What to do: Images are not part of the copy; write out the rest of the data exactly as given.

Dataset extract:
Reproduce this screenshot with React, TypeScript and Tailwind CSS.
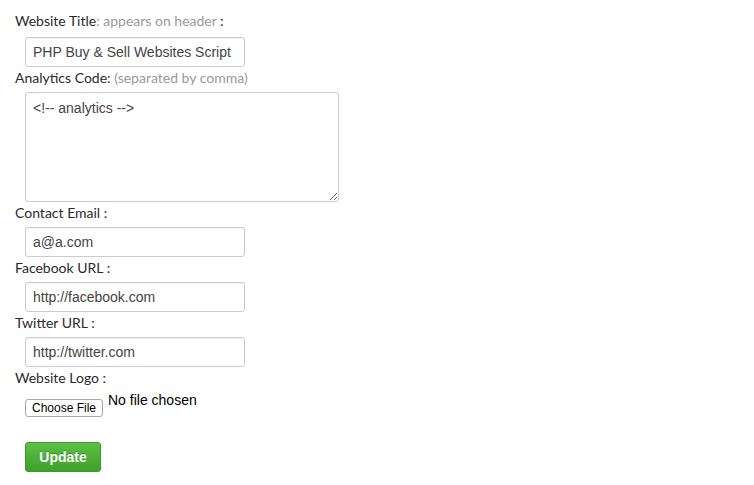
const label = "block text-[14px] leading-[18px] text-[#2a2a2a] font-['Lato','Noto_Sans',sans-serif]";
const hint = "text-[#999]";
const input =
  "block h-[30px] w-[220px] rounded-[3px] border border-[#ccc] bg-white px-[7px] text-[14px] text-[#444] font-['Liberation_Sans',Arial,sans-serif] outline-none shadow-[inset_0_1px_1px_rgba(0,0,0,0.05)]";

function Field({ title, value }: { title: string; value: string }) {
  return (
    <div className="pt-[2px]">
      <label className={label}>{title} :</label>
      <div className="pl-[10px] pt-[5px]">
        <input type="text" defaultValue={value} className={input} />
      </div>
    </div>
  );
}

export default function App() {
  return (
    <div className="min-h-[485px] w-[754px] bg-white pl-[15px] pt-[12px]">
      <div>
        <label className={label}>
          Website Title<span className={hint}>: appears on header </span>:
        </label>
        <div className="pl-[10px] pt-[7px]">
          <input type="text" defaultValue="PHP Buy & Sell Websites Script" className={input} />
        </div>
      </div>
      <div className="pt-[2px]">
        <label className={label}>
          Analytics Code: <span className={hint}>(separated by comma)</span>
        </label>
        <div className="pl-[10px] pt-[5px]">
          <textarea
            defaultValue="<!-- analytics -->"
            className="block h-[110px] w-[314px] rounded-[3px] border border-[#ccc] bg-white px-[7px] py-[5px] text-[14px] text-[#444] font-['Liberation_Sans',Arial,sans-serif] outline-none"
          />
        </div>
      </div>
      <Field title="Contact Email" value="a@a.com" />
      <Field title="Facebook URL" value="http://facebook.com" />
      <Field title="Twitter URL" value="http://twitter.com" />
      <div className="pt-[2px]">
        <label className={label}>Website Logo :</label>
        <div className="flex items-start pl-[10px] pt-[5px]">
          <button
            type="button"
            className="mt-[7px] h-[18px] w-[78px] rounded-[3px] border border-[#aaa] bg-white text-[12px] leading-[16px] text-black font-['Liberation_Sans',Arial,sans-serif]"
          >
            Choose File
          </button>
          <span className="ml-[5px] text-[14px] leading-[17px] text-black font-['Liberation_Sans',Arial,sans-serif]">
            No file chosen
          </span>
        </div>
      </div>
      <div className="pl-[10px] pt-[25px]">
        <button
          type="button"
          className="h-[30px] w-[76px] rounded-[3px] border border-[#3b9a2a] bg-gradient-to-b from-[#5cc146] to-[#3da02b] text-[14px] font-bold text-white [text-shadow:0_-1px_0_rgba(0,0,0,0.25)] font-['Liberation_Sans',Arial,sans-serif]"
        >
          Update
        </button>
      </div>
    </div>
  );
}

Exercise solution:
Reproduce this screenshot with React, TypeScript and Tailwind CSS.
const label = "block text-[14px] leading-[18px] text-[#2a2a2a] font-['Lato','Noto_Sans',sans-serif]";
const hint = "text-[#999]";
const input =
  "block h-[30px] w-[220px] rounded-[3px] border border-[#ccc] bg-white px-[7px] text-[14px] text-[#444] font-['Liberation_Sans',Arial,sans-serif] outline-none shadow-[inset_0_1px_1px_rgba(0,0,0,0.05)]";

function Field({ title, value }: { title: string; value: string }) {
  return (
    <div className="pt-[2px]">
      <label className={label}>{title} :</label>
      <div className="pl-[10px] pt-[5px]">
        <input type="text" defaultValue={value} className={input} />
      </div>
    </div>
  );
}

export default function App() {
  return (
    <div className="min-h-[485px] w-[754px] bg-white pl-[15px] pt-[12px]">
      <div>
        <label className={label}>
          Website Title<span className={hint}>: appears on header </span>:
        </label>
        <div className="pl-[10px] pt-[7px]">
          <input type="text" defaultValue="PHP Buy & Sell Websites Script" className={input} />
        </div>
      </div>
      <div className="pt-[2px]">
        <label className={label}>
          Analytics Code: <span className={hint}>(separated by comma)</span>
        </label>
        <div className="pl-[10px] pt-[5px]">
          <textarea
            defaultValue="<!-- analytics -->"
            className="block h-[110px] w-[314px] rounded-[3px] border border-[#ccc] bg-white px-[7px] py-[5px] text-[14px] text-[#444] font-['Liberation_Sans',Arial,sans-serif] outline-none"
          />
        </div>
      </div>
      <Field title="Contact Email" value="a@a.com" />
      <Field title="Facebook URL" value="http://facebook.com" />
      <Field title="Twitter URL" value="http://twitter.com" />
      <div className="pt-[2px]">
        <label className={label}>Website Logo :</label>
        <div className="flex items-start pl-[10px] pt-[5px]">
          <button
            type="button"
            className="mt-[7px] h-[18px] w-[78px] rounded-[3px] border border-[#aaa] bg-white text-[12px] leading-[16px] text-black font-['Liberation_Sans',Arial,sans-serif]"
          >
            Choose File
          </button>
          <span className="ml-[5px] text-[14px] leading-[17px] text-black font-['Liberation_Sans',Arial,sans-serif]">
            No file chosen
          </span>
        </div>
      </div>
      <div className="pl-[10px] pt-[25px]">
        <button
          type="button"
          className="h-[30px] w-[76px] rounded-[3px] border border-[#3b9a2a] bg-gradient-to-b from-[#5cc146] to-[#3da02b] text-[14px] font-bold text-white [text-shadow:0_-1px_0_rgba(0,0,0,0.25)] font-['Liberation_Sans',Arial,sans-serif]"
        >
          Update
        </button>
      </div>
    </div>
  );
}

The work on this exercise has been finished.